Data extract:
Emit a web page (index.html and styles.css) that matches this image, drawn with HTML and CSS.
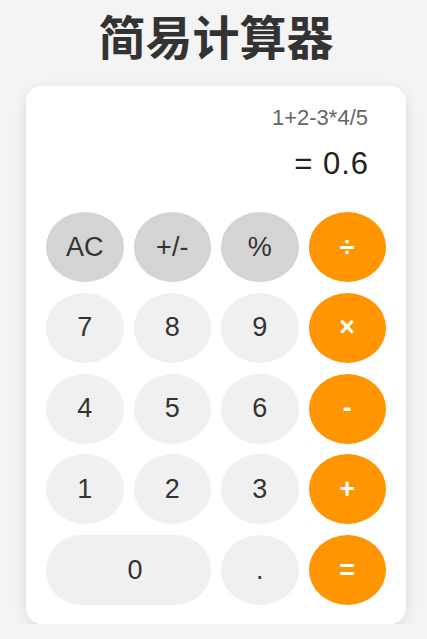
FILE: index.html
```html
<!DOCTYPE html>
<html lang="zh">
<head>
<meta charset="utf-8">
<title>简易计算器</title>
<link rel="stylesheet" href="styles.css">
</head>
<body>
<main class="app">
  <h1 class="title">简易计算器</h1>
  <section class="calc">
    <div class="display">
      <div class="expr">1+2-3*4/5</div>
      <div class="result">= 0.6</div>
    </div>
    <div class="keys">
      <button class="key fn">AC</button>
      <button class="key fn">+/-</button>
      <button class="key fn">%</button>
      <button class="key op">÷</button>
      <button class="key">7</button>
      <button class="key">8</button>
      <button class="key">9</button>
      <button class="key op">×</button>
      <button class="key">4</button>
      <button class="key">5</button>
      <button class="key">6</button>
      <button class="key op">-</button>
      <button class="key">1</button>
      <button class="key">2</button>
      <button class="key">3</button>
      <button class="key op">+</button>
      <button class="key zero">0</button>
      <button class="key">.</button>
      <button class="key op">=</button>
    </div>
  </section>
</main>
</body>
</html>
```

FILE: styles.css
```css
html, body {
  margin: 0;
  padding: 0;
}
body {
  background: #f4f4f4;
  font-family: "Liberation Sans", Arial, "Noto Sans CJK SC", sans-serif;
  color: #333;
}
.app {
  width: 380px;
  margin: 0 0 0 26px;
  display: flex;
  flex-direction: column;
}
.title {
  margin: 0;
  padding-top: 11px;
  height: 86px;
  box-sizing: border-box;
  font-family: "Noto Sans CJK SC", sans-serif;
  font-size: 47px;
  line-height: 47px;
  font-weight: 700;
  text-align: center;
  color: #333;
}
.calc {
  background: #fff;
  border-radius: 16px;
  box-shadow: 0 4px 14px rgba(0, 0, 0, 0.1);
  padding: 20px 20px 19px;
}
.display {
  text-align: right;
  padding: 0 18px 0 0;
  margin-bottom: 30px;
}
.expr {
  font-size: 22px;
  line-height: 24px;
  color: #666;
  margin-bottom: 16px;
}
.result {
  font-size: 31px;
  line-height: 36px;
  letter-spacing: 1px;
  margin-right: -1px;
  color: #222;
}
.keys {
  display: grid;
  grid-template-columns: repeat(4, 1fr);
  column-gap: 10px;
  row-gap: 10.75px;
}
.key {
  height: 70px;
  border: none;
  border-radius: 50%;
  background: #f0f0f0;
  color: #333;
  font-family: "Liberation Sans", Arial, sans-serif;
  font-size: 27px;
  padding: 0;
}
.key.fn {
  background: #d4d4d4;
}
.key.op {
  background: #ff9500;
  color: #fff;
  font-weight: 700;
}
.key.zero {
  grid-column: span 2;
  border-radius: 35px;
  padding-left: 13px;
}
```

Exercise description:
Exclude the pictures. Write out the remaining data exactly.

Exercise result:
Emit a web page (index.html and styles.css) that matches this image, drawn with HTML and CSS.
FILE: index.html
```html
<!DOCTYPE html>
<html lang="zh">
<head>
<meta charset="utf-8">
<title>简易计算器</title>
<link rel="stylesheet" href="styles.css">
</head>
<body>
<main class="app">
  <h1 class="title">简易计算器</h1>
  <section class="calc">
    <div class="display">
      <div class="expr">1+2-3*4/5</div>
      <div class="result">= 0.6</div>
    </div>
    <div class="keys">
      <button class="key fn">AC</button>
      <button class="key fn">+/-</button>
      <button class="key fn">%</button>
      <button class="key op">÷</button>
      <button class="key">7</button>
      <button class="key">8</button>
      <button class="key">9</button>
      <button class="key op">×</button>
      <button class="key">4</button>
      <button class="key">5</button>
      <button class="key">6</button>
      <button class="key op">-</button>
      <button class="key">1</button>
      <button class="key">2</button>
      <button class="key">3</button>
      <button class="key op">+</button>
      <button class="key zero">0</button>
      <button class="key">.</button>
      <button class="key op">=</button>
    </div>
  </section>
</main>
</body>
</html>
```

FILE: styles.css
```css
html, body {
  margin: 0;
  padding: 0;
}
body {
  background: #f4f4f4;
  font-family: "Liberation Sans", Arial, "Noto Sans CJK SC", sans-serif;
  color: #333;
}
.app {
  width: 380px;
  margin: 0 0 0 26px;
  display: flex;
  flex-direction: column;
}
.title {
  margin: 0;
  padding-top: 11px;
  height: 86px;
  box-sizing: border-box;
  font-family: "Noto Sans CJK SC", sans-serif;
  font-size: 47px;
  line-height: 47px;
  font-weight: 700;
  text-align: center;
  color: #333;
}
.calc {
  background: #fff;
  border-radius: 16px;
  box-shadow: 0 4px 14px rgba(0, 0, 0, 0.1);
  padding: 20px 20px 19px;
}
.display {
  text-align: right;
  padding: 0 18px 0 0;
  margin-bottom: 30px;
}
.expr {
  font-size: 22px;
  line-height: 24px;
  color: #666;
  margin-bottom: 16px;
}
.result {
  font-size: 31px;
  line-height: 36px;
  letter-spacing: 1px;
  margin-right: -1px;
  color: #222;
}
.keys {
  display: grid;
  grid-template-columns: repeat(4, 1fr);
  column-gap: 10px;
  row-gap: 10.75px;
}
.key {
  height: 70px;
  border: none;
  border-radius: 50%;
  background: #f0f0f0;
  color: #333;
  font-family: "Liberation Sans", Arial, sans-serif;
  font-size: 27px;
  padding: 0;
}
.key.fn {
  background: #d4d4d4;
}
.key.op {
  background: #ff9500;
  color: #fff;
  font-weight: 700;
}
.key.zero {
  grid-column: span 2;
  border-radius: 35px;
  padding-left: 13px;
}
```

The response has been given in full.